The history in the passage is wrong. Roosevelt's Keynesian schemes didn't work, as has been shown by numerous economists. (See The Critics of Keynesian Economics [1960] edited by Henry Hazlitt, and Hunger Lewis's Where Keynes Went Wrong [2009], among many works that critically and mostly dispassionately address Keynesian economics.)

Investing in public works is a complete illusion – most of such spending by government is directed political; it's nearly always graft, and what else could it be since government officials haven't the faintest clue as to what the money they have extorted from the citizenry should be spent on? So the spending will be a response to the pleas of lobbyists and others who can be of help in reelecting the politicians.

Of course, balanced budgets are very rarely implemented. Politicians do not want their hands tied.

The citizens whose taxes are extorted could, of course, spend their own funds or invest them or place them in banks that can lend them out – all of which would end up employing people for purposes that actually fulfilled what the public wants. Indeed, it is only such spending that amounts to support for public works – since the so-called public works are nothing but made-up projects – that serve the agendas of the politicians and bureaucrats. (The editors are evidently unfamiliar with public choice theory for which Professor James Buchanan received his Nobel Prize. The idea is, simply put, that politicians and bureaucrats do not spend on public projects but on what they regard as important. It should also be considered that even those who would try to serve the public interest stumble upon the difficulty of knowing what that might be, seeing that the public is made up of millions of people who have hardly any common interests or objectives.)
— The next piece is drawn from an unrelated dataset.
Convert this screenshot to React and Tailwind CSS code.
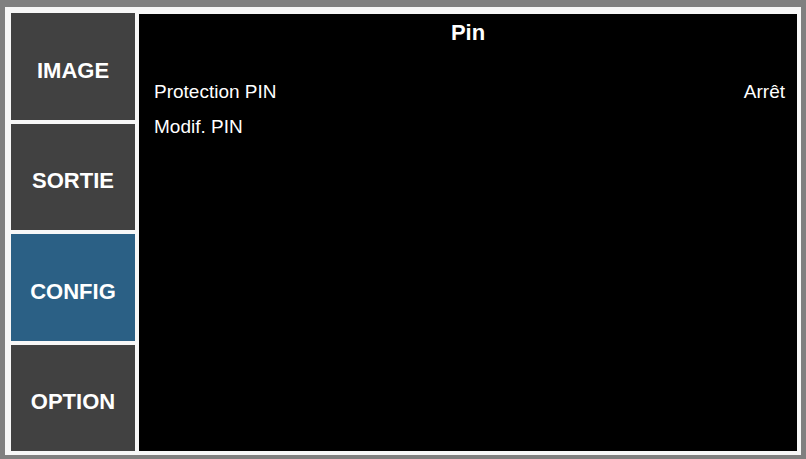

I have never managed to appreciate why these people keep assuming that the judgments and actions of government officials are superior to those of the citizenry throughout the world where these Keynesian proposals are being made and followed routinely. I keep asking, "Who are these people whom we can trust with such tasks as running a country's economic affairs?" Somehow thousands of intellectuals who would never entrust government with tasks such as censoring literature and newspapers nevertheless have no compunction about entrusting them with the very delicate and idiosyncratic tasks of directing people's economic affairs. (I tend to think it is the ancient governmental habit, left over from feudal times.)